This repository contains an advanced Deep Learning model for Drug-Target Affinity (DTA) prediction. The model integrates Graph Neural Networks (GAT) for molecular representation and ESM-2 (Evolutionary Scale Modeling) for protein sequence embeddings, fused via a Bi-Directional Cross-Attention mechanism.
The goal is to accurately predict the binding affinity between a drug molecule (SMILES) and a target protein sequence, addressing the cold-start problem (unseen drugs/targets) in drug discovery.
- Protein Encoder: Utilizes ESM-2 (650M parameter) pre-trained protein language model for rich sequence representations.

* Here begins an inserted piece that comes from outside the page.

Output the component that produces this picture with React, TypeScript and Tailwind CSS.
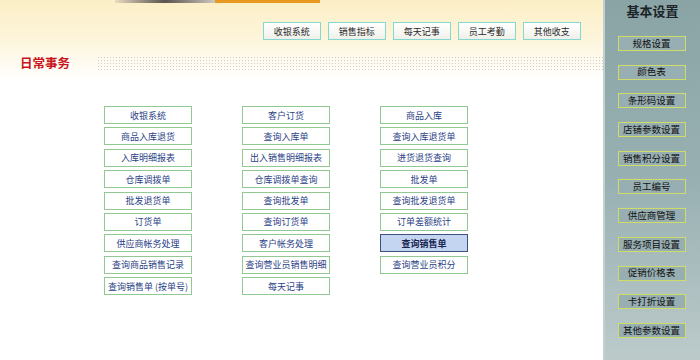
import React from "react";

const font = { fontFamily: '"Noto Sans CJK SC", "Noto Sans", sans-serif' };

const tabs = ["收银系统", "销售指标", "每天记事", "员工考勤", "其他收支"];

const col1 = ["收银系统", "商品入库退货", "入库明细报表", "仓库调拨单", "批发退货单", "订货单", "供应商帐务处理", "查询商品销售记录", "查询销售单 (按单号)"];
const col2 = ["客户订货", "查询入库单", "出入销售明细报表", "仓库调拨单查询", "查询批发单", "查询订货单", "客户帐务处理", "查询营业员销售明细", "每天记事"];
const col3 = ["商品入库", "查询入库退货单", "进货退货查询", "批发单", "查询批发退货单", "订单差额统计", "查询销售单", "查询营业员积分"];

const side = ["规格设置", "颜色表", "条形码设置", "店铺参数设置", "销售积分设置", "员工编号", "供应商管理", "服务项目设置", "促销价格表", "卡打折设置", "其他参数设置"];

function Btn({ label, active }: { label: string; active?: boolean }) {
  return (
    <div
      className={
        "h-[18px] w-[88px] flex items-center justify-center text-[9px] leading-none whitespace-nowrap " +
        (active
          ? "bg-[#c3d5f0] border border-[#3f4f80] text-[#1a2450] font-bold"
          : "bg-white border border-[#92c892] text-[#2b3f86]")
      }
    >
      {label}
    </div>
  );
}

function Column({ items }: { items: string[] }) {
  return (
    <div className="flex flex-col gap-[3.4px] w-[88px]">
      {items.map((t) => (
        <Btn key={t} label={t} active={t === "查询销售单"} />
      ))}
    </div>
  );
}

export default function App() {
  return (
    <div className="w-[700px] h-[360px] flex overflow-hidden bg-white" style={font}>
      <div className="w-[603px] h-full flex flex-col bg-white">
        <div className="h-[80px] flex flex-col bg-gradient-to-b from-[#fcefc6] via-[#fdf5dc] to-white">
          <div className="h-[3px] flex">
            <div className="ml-[115px] w-[100px] h-full bg-gradient-to-r from-[#e8dcc0] via-[#5a5450] to-[#cfc8c0]" />
            <div className="w-[105px] h-full bg-[#e89a20]" />
          </div>
          <div className="mt-[19px] flex justify-end pr-[22px] gap-[6.5px]">
            {tabs.map((t) => (
              <div
                key={t}
                className="w-[58.5px] h-[18px] border border-[#84d8d0] bg-gradient-to-b from-white to-[#f0f0ea] flex items-center justify-center text-[9px] text-[#2a2a2a] leading-none"
              >
                {t}
              </div>
            ))}
          </div>
        </div>
        <div className="-mt-[24px] h-[15px] flex items-center">
          <div className="w-[97px] pl-[20px] text-[12.5px] font-bold text-[#c8141c] leading-none">日常事务</div>
          <div className="flex-1 h-[15px] bg-[radial-gradient(#cccccc_0.8px,transparent_0.9px)] bg-[length:3px_3px]" />
        </div>
        <div className="mt-[35px] pl-[104px] flex gap-[50px]">
          <Column items={col1} />
          <Column items={col2} />
          <Column items={col3} />
        </div>
      </div>
      <div className="w-[97px] h-full flex flex-col items-center bg-gradient-to-b from-[#8aa4a6] via-[#98b0b2] to-[#bccaca] border-l-[2px] border-[#c4cfd0]">
        <div className="mt-[3px] text-[13px] font-bold text-[#1c2428] leading-[16px]">基本设置</div>
        <div className="mt-[17px] flex flex-col gap-[13.7px] -ml-[2px]">
          {side.map((t) => (
            <div
              key={t}
              className="w-[68px] h-[15px] border border-[#cfdc66] bg-[#97aeb2] flex items-center justify-center text-[9.5px] text-[#111] leading-none whitespace-nowrap"
            >
              {t}
            </div>
          ))}
        </div>
      </div>
    </div>
  );
}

- Drug Encoder: Graph Attention Network (GAT) to capture structural information of drug molecules.
- Attention Mechanism: Bi-Directional Cross-Attention (Drug-to-Protein & Protein-to-Drug) to model specific molecular interactions.
- Robust Evaluation: Implements Cold-Drug and Cold-Target generic splits to test generalization capabilities.
- Metrics: Evaluated using MDSE (Mean Squared Error) and CI (Concordance Index).
- MSE: ~0.46
- Concordance Index (CI): ~0.79
- ESM-2: Lin et al., "Language models of protein sequences at the scale of evolution to structure optimization", 2022.
- GraphDTA: Nguyen et al., "GraphDTA: Predicting drug–target binding affinity with graph neural networks", 2021.